# Prompt
Without the pictures, extract every line from the start of the material to the line containing "border-t-white border-l-white border-r-[#696969]", both ends included.

-------- Material --------

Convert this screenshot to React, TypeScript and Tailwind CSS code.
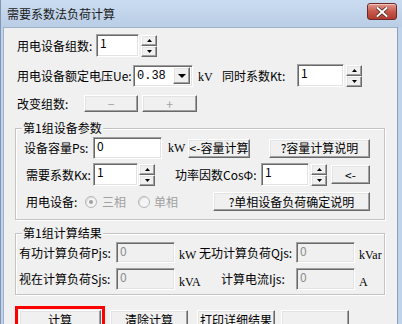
import type { ReactNode } from "react";

const sunken =
  "border border-t-[#a0a0a0] border-l-[#a0a0a0] border-r-white border-b-white shadow-[inset_1px_1px_#696969,inset_-1px_-1px_#e3e3e3]";
const raised =
  "border border-t-white border-l-white border-r-[#696969] border-b-[#696969] shadow-[inset_-1px_-1px_#a0a0a0,inset_1px_1px_#e3e3e3] bg-[#f0f0f0]";

function Field({ className, value, off }: { className: string; value: string; off?: boolean }) {
  return (
    <div
      className={`${sunken} ${off ? "bg-[#f0f0f0] text-[#8d8d8d]" : "bg-white text-black"} pl-[3px] pt-[1px] leading-[14px] ${className}`}
    >
      {value}
    </div>
  );
}

function Spin({ className }: { className: string }) {
  return (
    <div className={`flex flex-col ${className}`}>
      <div className={`${raised} flex flex-1 items-center justify-center`}>
        <svg width="5" height="3" viewBox="0 0 5 3">
          <path d="M2.5 0L5 3H0z" fill="#000" />
        </svg>
      </div>
      <div className={`${raised} flex flex-1 items-center justify-center`}>
        <svg width="5" height="3" viewBox="0 0 5 3">
          <path d="M0 0H5L2.5 3z" fill="#000" />
        </svg>
      </div>
    </div>
  );
}

function Btn({ className, children }: { className: string; children?: ReactNode }) {
  return (
    <div className={`${raised} flex items-center justify-center leading-[14px] ${className}`}>{children}</div>
  );
}

function Radio({ on }: { on?: boolean }) {
  return (
    <div className="flex h-[12px] w-[12px] items-center justify-center rounded-full border border-[#b5b5b5] bg-[#f4f4f4] shadow-[inset_1px_1px_#dcdcdc]">
      {on && <div className="h-[4px] w-[4px] rounded-full bg-[#a0a0a0]" />}
    </div>
  );
}

const unit = "font-['Liberation_Serif',serif] text-[12px] leading-[14px]";

export default function App() {
  return (
    <div className="flex h-[324px] w-[402px] flex-col overflow-hidden bg-[#bfd3ea] font-['Noto_Sans_CJK_SC',sans-serif] text-[12px] leading-[14px] text-black">
      {/* title bar */}
      <div className="flex h-[27px] shrink-0 items-center border-l border-[#7f97b3] bg-gradient-to-b from-[#cadcf0] to-[#b9cde5] pl-[6px] pr-[5px]">
        <div className="flex-1 text-[12px] text-[#1b1b1b]">需要系数法负荷计算</div>
        <div className="mb-[4px] flex h-[17px] w-[30px] items-center justify-center rounded-[3px] border border-[#6b2a28] bg-gradient-to-b from-[#e0988c] via-[#c8584b] to-[#b2392f] shadow-[inset_0_1px_#f1c3bb]">
          <svg width="12" height="10" viewBox="0 0 12 10">
            <path d="M1.5 1l9 8M10.5 1l-9 8" stroke="#4a2320" strokeWidth="3.4" strokeLinecap="square" />
            <path d="M1.5 1l9 8M10.5 1l-9 8" stroke="#fff" strokeWidth="2" strokeLinecap="square" />
          </svg>
        </div>
      </div>

      <div className="flex flex-1">
        <div className="w-[3px] border-l border-[#7f97b3]" />
        <div className="flex flex-1 flex-col border-l border-t border-[#9fb1c6] bg-[#f0f0f0]">
          {/* row 1 */}
          <div className="mt-[6px] flex h-[23px] items-center">
            <div className="ml-[13px] w-[79px] whitespace-nowrap">用电设备组数:</div>
            <Field className="h-[23px] w-[43px]" value="1" />
            <Spin className="ml-[2px] h-[22px] w-[16px]" />
          </div>

          {/* row 2 */}
          <div className="mt-[7px] flex h-[23px] items-center">
            <div className="ml-[13px] w-[116px] whitespace-nowrap">用电设备额定电压Ue:</div>
            <div className={`${sunken} flex h-[22px] w-[60px] items-center bg-white pl-[3px] pr-[2px]`}>
              <span className="flex-1 font-['Liberation_Mono',monospace] text-[12px]">0.38</span>
              <div className={`${raised} flex h-[17px] w-[17px] items-center justify-center`}>
                <svg width="8" height="4" viewBox="0 0 8 4">
                  <path d="M0 0H8L4 4z" fill="#000" />
                </svg>
              </div>
            </div>
            <div className={`ml-[5px] w-[24px] pt-[3px] ${unit}`}>kV</div>
            <div className="w-[75px] whitespace-nowrap">同时系数Kt:</div>
            <Field className="h-[23px] w-[47px]" value="1" />
            <Spin className="ml-[2px] h-[22px] w-[16px]" />
          </div>

          {/* row 3 */}
          <div className="mt-[8px] flex h-[17px] items-center">
            <div className="ml-[13px] w-[67px] whitespace-nowrap">改变组数:</div>
            <Btn className="h-[17px] w-[54px] text-[#a0a0a0]">−</Btn>
            <Btn className="ml-[4px] h-[17px] w-[55px] text-[#a0a0a0]">+</Btn>
          </div>

          {/* group 1 */}
          <div className="relative ml-[11px] mt-[16px] h-[92px] w-[370px] border border-[#c4c4c4] shadow-[1px_1px_#ffffff,inset_1px_1px_#ffffff]">
            <span className="absolute -top-[8px] left-[6px] bg-[#f0f0f0] px-[1px]">第1组设备参数</span>

            <div className="mt-[8px] flex h-[22px] items-center">
              <div className="ml-[8px] w-[69px] whitespace-nowrap">设备容量Ps:</div>
              <Field className="h-[22px] w-[69px]" value="0" />
              <div className={`ml-[6px] w-[20px] ${unit}`}>kW</div>
              <Btn className="h-[19px] w-[62px]">&lt;-容量计算</Btn>
              <Btn className="ml-[19px] h-[19px] w-[101px]">?容量计算说明</Btn>
            </div>

            <div className="mt-[4px] flex h-[23px] items-center">
              <div className="ml-[10px] w-[67px] whitespace-nowrap">需要系数Kx:</div>
              <Field className="h-[23px] w-[45px]" value="1" />
              <Spin className="ml-[1px] h-[22px] w-[16px]" />
              <div className="ml-[20px] w-[86px] whitespace-nowrap">功率因数CosΦ:</div>
              <Field className="h-[23px] w-[48px]" value="1" />
              <Spin className="ml-[2px] h-[22px] w-[16px]" />
              <Btn className="ml-[4px] h-[19px] w-[39px]">&lt;-</Btn>
            </div>

            <div className="mt-[6px] flex h-[19px] items-center">
              <div className="ml-[10px] w-[59px] whitespace-nowrap">用电设备:</div>
              <Radio on />
              <span className="ml-[5px] w-[36px] text-[#a0a0a0]">三相</span>
              <Radio />
              <span className="ml-[4px] w-[59px] text-[#a0a0a0]">单相</span>
              <Btn className="h-[19px] w-[157px]">?单相设备负荷确定说明</Btn>
            </div>
          </div>

          {/* group 2 */}
          <div className="relative ml-[11px] mt-[13px] h-[62px] w-[370px] border border-[#c4c4c4] shadow-[1px_1px_#ffffff,inset_1px_1px_#ffffff]">
            <span className="absolute -top-[8px] left-[6px] bg-[#f0f0f0] px-[1px]">第1组计算结果</span>

            <div className="mt-[8px] flex h-[21px] items-center">
              <div className="ml-[3px] w-[97px] whitespace-nowrap">有功计算负荷Pjs:</div>
              <Field className="h-[21px] w-[59px]" value="0" off />
              <div className={`ml-[4px] w-[20px] pt-[4px] ${unit}`}>kW</div>
              <div className="w-[97px] whitespace-nowrap">无功计算负荷Qjs:</div>
              <Field className="h-[21px] w-[59px]" value="0" off />
              <div className={`ml-[4px] pt-[4px] ${unit}`}>kVar</div>
            </div>

            <div className="mt-[5px] flex h-[22px] items-center">
              <div className="ml-[3px] w-[97px] whitespace-nowrap">视在计算负荷Sjs:</div>
              <Field className="h-[22px] w-[59px]" value="0" off />
              <div className={`ml-[4px] w-[42px] pt-[6px] ${unit}`}>kVA</div>
              <div className="w-[75px] whitespace-nowrap">计算电流Ijs:</div>
              <Field className="h-[22px] w-[59px]" value="0" off />
              <div className={`ml-[4px] pt-[6px] ${unit}`}>A</div>
            </div>
          </div>

          {/* bottom buttons */}
          <div className="mt-[11px] flex items-start">
            <div className="ml-[11px] h-[30px] w-[90px] border-[3px] border-[#ff0000] p-[1px]">
              <Btn className="h-full w-full items-start pt-[2px]">计算</Btn>
            </div>
            <Btn className="ml-[5px] mt-[4px] h-[24px] w-[78px] items-start pt-[2px]">清除计算</Btn>
            <Btn className="ml-[9px] mt-[4px] h-[24px] w-[78px] items-start pt-[2px]">打印详细结果</Btn>
            <Btn className="ml-[6px] mt-[4px] h-[24px] w-[68px]" />
          </div>
        </div>
        <div className="w-[5px] border-l border-[#8aa0b9]" />
      </div>
    </div>
  );
}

--------

# Output for this exercise
Convert this screenshot to React, TypeScript and Tailwind CSS code.
import type { ReactNode } from "react";

const sunken =
  "border border-t-[#a0a0a0] border-l-[#a0a0a0] border-r-white border-b-white shadow-[inset_1px_1px_#696969,inset_-1px_-1px_#e3e3e3]";
const raised =
  "border border-t-white border-l-white border-r-[#696969] border-b-[#696969] shadow-[inset_-1px_-1px_#a0a0a0,inset_1px_1px_#e3e3e3] bg-[#f0f0f0]";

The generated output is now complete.